* [WHAT YOU SHOULD DO]: In the data below, find every line that has the string "components", and copy it.

* [SUPPLIED INFORMATION]:

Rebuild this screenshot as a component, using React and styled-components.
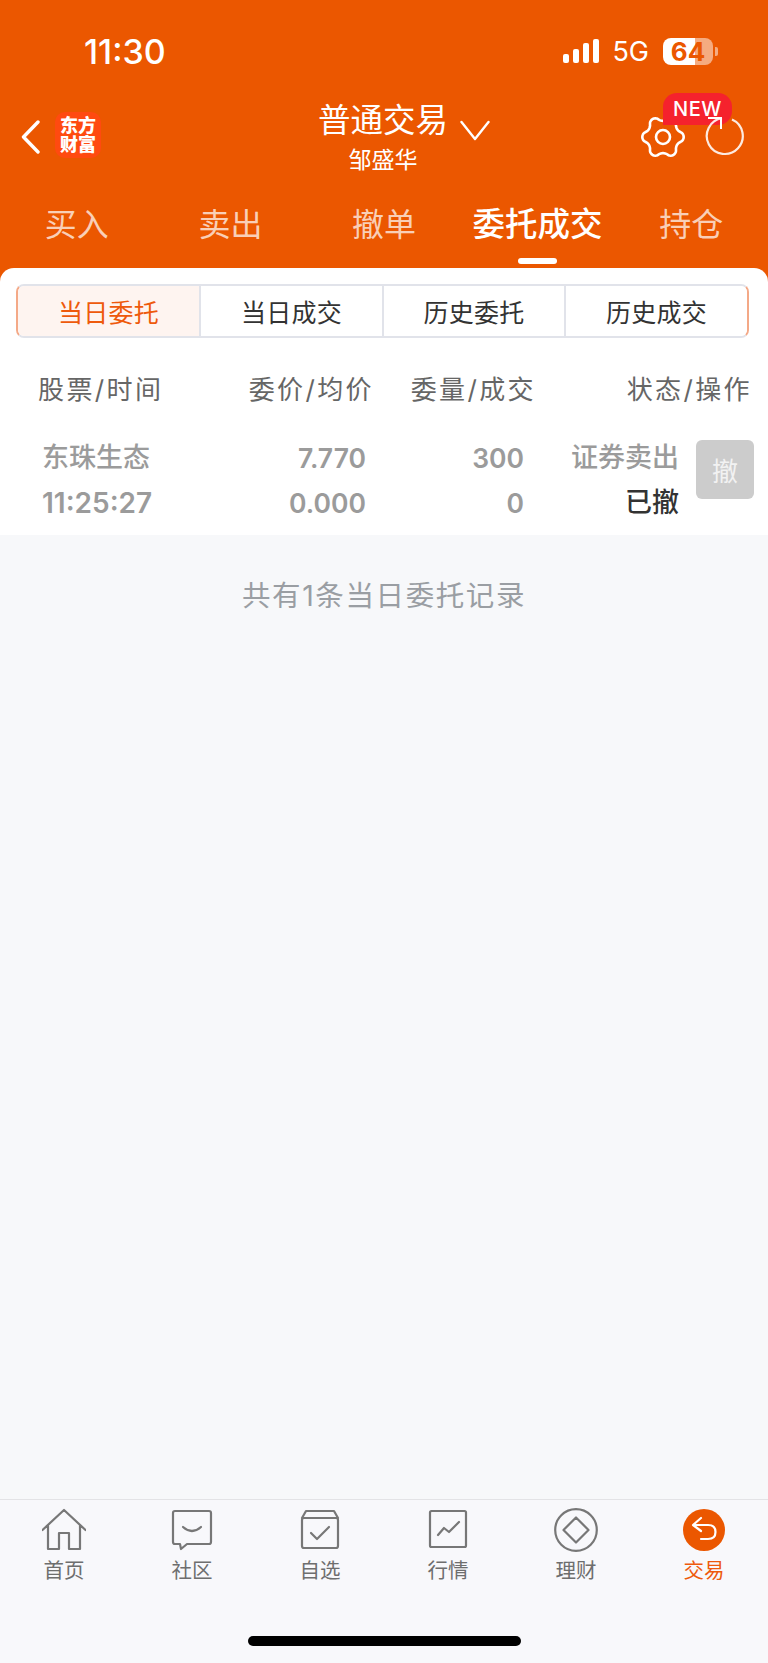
import React from 'react';
import styled, { createGlobalStyle } from 'styled-components';

const ORANGE = '#EB5700';
const FONT = 'Inter, "Noto Sans CJK SC", sans-serif';

const Global = createGlobalStyle`
  html, body { margin: 0; padding: 0; background: #f6f7f9; }
  * { box-sizing: border-box; }
`;
const Page = styled.div`
  width: 768px;
  height: 1663px;
  display: flex;
  flex-direction: column;
  overflow: hidden;
  font-family: ${FONT};
  background: #f7f8fa;
`;
const Header = styled.header`
  height: 268px;
  background: ${ORANGE};
  color: #fff;
  display: flex;
  flex-direction: column;
`;
const StatusBar = styled.div`
  height: 102px;
  display: flex;
  align-items: center;
  padding: 0 50px 0 84px;
`;
const Clock = styled.div`
  font-size: 34px;
  font-weight: 500;
  flex: 1;
`;
const Signal = styled.div`
  display: flex;
  align-items: flex-end;
  gap: 4px;
  height: 24px;
  margin-right: 13px;
  margin-left: -3px;
`;
const SignalBar = styled.span`
  width: 6px;
  height: ${p => p.$h}px;
  background: #fff;
  border-radius: 2px;
`;
const Network = styled.div`
  font-size: 27px;
  font-weight: 400;
  margin-right: 14px;
`;
const Battery = styled.div`
  width: 50px;
  height: 27px;
  border-radius: 8px;
  background: linear-gradient(90deg, #fff 64%, rgba(255,255,255,.5) 64%);
  color: ${ORANGE};
  font-size: 26px;
  font-weight: 700;
  line-height: 27px;
  text-align: center;
`;
const BatteryNub = styled.span`
  width: 3px;
  height: 9px;
  margin-left: 2px;
  border-radius: 0 2px 2px 0;
  background: rgba(255,255,255,.5);
`;
const TitleRow = styled.div`
  height: 94px;
  display: grid;
  grid-template-columns: 319px 128px 1fr;
`;
const LeftGroup = styled.div`
  display: flex;
  align-items: flex-start;
  padding: 10px 0 0 21px;
  gap: 15px;
`;
const Logo = styled.div`
  width: 46px;
  height: 46px;
  border-radius: 10px;
  background: #ff4a10;
  color: #fff;
  font-size: 18px;
  font-weight: 900;
  line-height: 19px;
  text-align: center;
  padding-top: 4px;
  white-space: nowrap;
`;
const TitleBlock = styled.div`
  display: flex;
  flex-direction: column;
  align-items: center;
`;
const Title = styled.div`
  font-size: 32.5px;
  line-height: 38px;
  white-space: nowrap;
`;
const SubTitle = styled.div`
  font-size: 23px;
  line-height: 28px;
  margin-top: 6px;
  white-space: nowrap;
`;
const RightGroup = styled.div`
  position: relative;
  padding-top: 5px;
  padding-left: 13px;
`;
const NewBadge = styled.div`
  position: absolute;
  left: 216px;
  top: -9px;
  width: 69px;
  height: 32px;
  background: #f5222d;
  border-radius: 14px 14px 14px 0;
  font-size: 20px;
  font-weight: 500;
  line-height: 32px;
  text-align: center;
  letter-spacing: .6px;
`;
const GearSlot = styled.div`
  position: absolute;
  left: 194px;
  top: 13px;
`;
const RefreshSlot = styled.div`
  position: absolute;
  left: 257px;
  top: 9px;
`;
const TopTabs = styled.nav`
  display: grid;
  grid-template-columns: repeat(5, 1fr);
  height: 48px;
  margin-top: 4px;
`;
const TopTab = styled.div`
  position: relative;
  font-size: ${p => (p.$active ? 32.5 : 32)}px;
  font-weight: ${p => (p.$active ? 500 : 400)};
  line-height: 49px;
  text-align: center;
  white-space: nowrap;
  color: ${p => (p.$active ? '#fff' : 'rgba(255,255,255,.72)')};
  &::after {
    content: '';
    display: ${p => (p.$active ? 'block' : 'none')};
    position: absolute;
    left: 50%;
    margin-left: -20px;
    top: 58px;
    width: 39px;
    height: 6px;
    border-radius: 3px;
    background: #fff;
  }
`;
const CardBack = styled.div`
  background: ${ORANGE};
`;
const Card = styled.section`
  height: 267px;
  background: #fff;
  border-radius: 14px 14px 0 0;
  padding-top: 16px;
`;
const Segments = styled.div`
  display: grid;
  grid-template-columns: 181px 183px 182px 1fr;
  height: 54px;
  margin: 0 19px 0 16px;
  border: 2px solid #e1e3ea;
  border-left-color: #f4a987;
  border-right-color: #f4a987;
  border-radius: 8px;
  overflow: hidden;
`;
const Segment = styled.div`
  display: flex;
  align-items: center;
  justify-content: center;
  font-size: 25px;
  letter-spacing: .3px;
  color: ${p => (p.$active ? '#ee5a0c' : '#333')};
  background: ${p => (p.$active ? '#fef4f0' : '#fff')};
  & + & { border-left: 2px solid #e1e3ea; }
`;
const HeadRow = styled.div`
  display: grid;
  grid-template-columns: 175px 161px 162px 216px;
  height: 36px;
  margin-top: 34px;
  padding-left: 38px;
  font-size: 26px;
  letter-spacing: 2.4px;
  line-height: 36px;
  color: #666;
  white-space: nowrap;
`;
const HeadCell = styled.div`
  text-align: ${p => (p.$right ? 'right' : 'left')};
`;
const OrderRow = styled.div`
  display: grid;
  grid-template-columns: 150px 174px 158px 155px 58px;
  margin-top: 32px;
  padding-left: 42px;
  font-size: 27px;
  color: #9b9b9b;
  font-weight: 500;
`;
const Stack = styled.div`
  display: flex;
  flex-direction: column;
  gap: 9px;
  align-items: ${p => (p.$right ? 'flex-end' : 'flex-start')};
  white-space: nowrap;
`;
const Line = styled.div`
  line-height: 36px;
  font-size: ${p => p.$size || 27}px;
  font-weight: ${p => (p.$size ? 600 : 500)};
  color: ${p => (p.$dark ? '#333' : 'inherit')};
`;
const CancelButton = styled.div`
  width: 58px;
  height: 59px;
  margin-left: 17px;
  border-radius: 6px;
  background: #ccc;
  color: #f2f2f2;
  font-size: 26px;
  font-weight: 400;
  display: flex;
  align-items: center;
  justify-content: center;
`;
const Summary = styled.main`
  flex: 1;
  padding-top: 41px;
  text-align: center;
  font-size: 28.5px;
  letter-spacing: 1.6px;
  line-height: 40px;
  color: #9a9ea3;
`;
const BottomBar = styled.footer`
  height: 164px;
  background: #f8f8fb;
  border-top: 1px solid #e3e3e6;
  padding-top: 8px;
  display: flex;
  flex-direction: column;
`;
const NavRow = styled.nav`
  display: grid;
  grid-template-columns: repeat(6, 128px);
`;
const NavItem = styled.div`
  display: flex;
  flex-direction: column;
  align-items: center;
  gap: 7px;
  font-size: 20.5px;
  line-height: 24px;
  color: ${p => (p.$active ? '#ee5a0c' : '#6e6e6e')};
`;
const HomeIndicator = styled.div`
  width: 273px;
  height: 10px;
  margin: 53px auto 0;
  border-radius: 5px;
  background: #000;
`;

const line = { fill: 'none', stroke: '#777', strokeWidth: 2.2, strokeLinejoin: 'round', strokeLinecap: 'round' };

const HomeIcon = () => (
  <svg width="44" height="44" viewBox="0 0 44 44">
    <path {...line} d="M0.5 22 L22 2 L43.5 22 M6 17 V41 H17 V25 H27 V41 H38 V17" />
  </svg>
);
const ChatIcon = () => (
  <svg width="44" height="44" viewBox="0 0 44 44">
    <path {...line} d="M5 3 H39 Q41 3 41 5 V34 Q41 36 39 36 H17 L11 41 L10 36 H5 Q3 36 3 34 V5 Q3 3 5 3 Z" />
    <path {...line} d="M13 19 Q22 27 31 19" />
  </svg>
);
const WatchIcon = () => (
  <svg width="44" height="44" viewBox="0 0 44 44">
    <path {...line} d="M4 10 L8 3 H36 L40 10 M6 10 H38 Q40 10 40 12 V38 Q40 40 38 40 H6 Q4 40 4 38 V12 Q4 10 6 10 Z" />
    <path {...line} d="M13 25 L19 31 L31 19" />
  </svg>
);
const MarketIcon = () => (
  <svg width="44" height="44" viewBox="0 0 44 44">
    <rect {...line} x="4" y="3" width="36" height="36" rx="1.5" />
    <path {...line} d="M12 27 L18 20 L23 24 L33 14" />
  </svg>
);
const WealthIcon = () => (
  <svg width="44" height="44" viewBox="0 0 44 44">
    <circle {...line} cx="22" cy="22" r="20.8" />
    <path {...line} d="M22 9.5 L34.5 22 L22 34.5 L9.5 22 Z" />
  </svg>
);
const TradeIcon = () => (
  <svg width="44" height="44" viewBox="0 0 44 44">
    <circle cx="22" cy="22" r="21" fill={ORANGE} />
    <path d="M19 10 L11 17 L19 23 M11.5 17 H26 Q33.5 17 33.5 24 Q33.5 31 26 31 H19" fill="none" stroke="#fff" strokeWidth="2.2" strokeLinecap="round" strokeLinejoin="round" />
  </svg>
);
const BackIcon = () => (
  <svg width="19" height="34" viewBox="0 0 19 34" style={{ marginTop: 8 }}>
    <path d="M17 2 L2.5 17 L17 32" fill="none" stroke="#fff" strokeWidth="3.4" strokeLinecap="round" strokeLinejoin="round" />
  </svg>
);
const ChevronIcon = () => (
  <svg width="30" height="22" viewBox="0 0 30 22" style={{ marginTop: 13 }}>
    <path d="M1.5 2 L15 19 L28.5 2" fill="none" stroke="#fff" strokeWidth="2.4" strokeLinecap="round" strokeLinejoin="round" />
  </svg>
);

// six soft lobes, same outline as the app's settings gear
const gearPath = () => {
  const pts = [];
  for (let i = 0; i < 96; i++) {
    const a = (i / 96) * Math.PI * 2;
    const c = Math.cos(6 * a);
    const r = 18.4 + 2.3 * Math.sign(c) * Math.pow(Math.abs(c), 0.7);
    pts.push(`${(22 + r * Math.cos(a)).toFixed(2)} ${(22 + r * Math.sin(a)).toFixed(2)}`);
  }
  return `M${pts.join(' L')} Z`;
};
const GearIcon = () => (
  <svg width="44" height="44" viewBox="0 0 44 44">
    <path d={gearPath()} fill="none" stroke="#fff" strokeWidth="2.6" strokeLinejoin="round" />
    <circle cx="22" cy="22" r="7" fill="none" stroke="#fff" strokeWidth="2.6" />
  </svg>
);
const RefreshIcon = () => (
  <svg width="40" height="48" viewBox="0 0 40 48">
    <path d="M18 7.2 A18 18 0 1 0 28 8.5" fill="none" stroke="rgba(255,255,255,.88)" strokeWidth="2.2" />
    <path d="M4 7 H17 V18" fill="none" stroke="#fff" strokeWidth="2" />
  </svg>
);

const topTabs = ['买入', '卖出', '撤单', '委托成交', '持仓'];
const segments = ['当日委托', '当日成交', '历史委托', '历史成交'];
const navItems = [
  { label: '首页', Icon: HomeIcon },
  { label: '社区', Icon: ChatIcon },
  { label: '自选', Icon: WatchIcon },
  { label: '行情', Icon: MarketIcon },
  { label: '理财', Icon: WealthIcon },
  { label: '交易', Icon: TradeIcon, active: true },
];

export default function App() {
  return (
    <Page>
      <Global />
      <Header>
        <StatusBar>
          <Clock>11:30</Clock>
          <Signal>
            <SignalBar $h={9} />
            <SignalBar $h={14} />
            <SignalBar $h={20} />
            <SignalBar $h={24} />
          </Signal>
          <Network>5G</Network>
          <Battery>64</Battery>
          <BatteryNub />
        </StatusBar>
        <TitleRow>
          <LeftGroup>
            <BackIcon />
            <Logo>东方<br />财富</Logo>
          </LeftGroup>
          <TitleBlock>
            <Title>普通交易</Title>
            <SubTitle>邹盛华</SubTitle>
          </TitleBlock>
          <RightGroup>
            <ChevronIcon />
            <GearSlot><GearIcon /></GearSlot>
            <NewBadge>NEW</NewBadge>
            <RefreshSlot><RefreshIcon /></RefreshSlot>
          </RightGroup>
        </TitleRow>
        <TopTabs>
          {topTabs.map(t => (
            <TopTab key={t} $active={t === '委托成交'}>{t}</TopTab>
          ))}
        </TopTabs>
      </Header>
      <CardBack>
        <Card>
          <Segments>
            {segments.map((s, i) => (
              <Segment key={s} $active={i === 0}>{s}</Segment>
            ))}
          </Segments>
          <HeadRow>
            <HeadCell>股票/时间</HeadCell>
            <HeadCell $right>委价/均价</HeadCell>
            <HeadCell $right>委量/成交</HeadCell>
            <HeadCell $right>状态/操作</HeadCell>
          </HeadRow>
          <OrderRow>
            <Stack>
              <Line>东珠生态</Line>
              <Line $size={28}>11:25:27</Line>
            </Stack>
            <Stack $right>
              <Line $size={26.5}>7.770</Line>
              <Line $size={26.5}>0.000</Line>
            </Stack>
            <Stack $right>
              <Line $size={26.5}>300</Line>
              <Line $size={26.5}>0</Line>
            </Stack>
            <Stack $right>
              <Line>证券卖出</Line>
              <Line $dark>已撤</Line>
            </Stack>
            <CancelButton>撤</CancelButton>
          </OrderRow>
        </Card>
      </CardBack>
      <Summary>共有1条当日委托记录</Summary>
      <BottomBar>
        <NavRow>
          {navItems.map(({ label, Icon, active }) => (
            <NavItem key={label} $active={active}>
              <Icon />
              {label}
            </NavItem>
          ))}
        </NavRow>
        <HomeIndicator />
      </BottomBar>
    </Page>
  );
}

* [SOLUTION]:
Rebuild this screenshot as a component, using React and styled-components.
import styled, { createGlobalStyle } from 'styled-components';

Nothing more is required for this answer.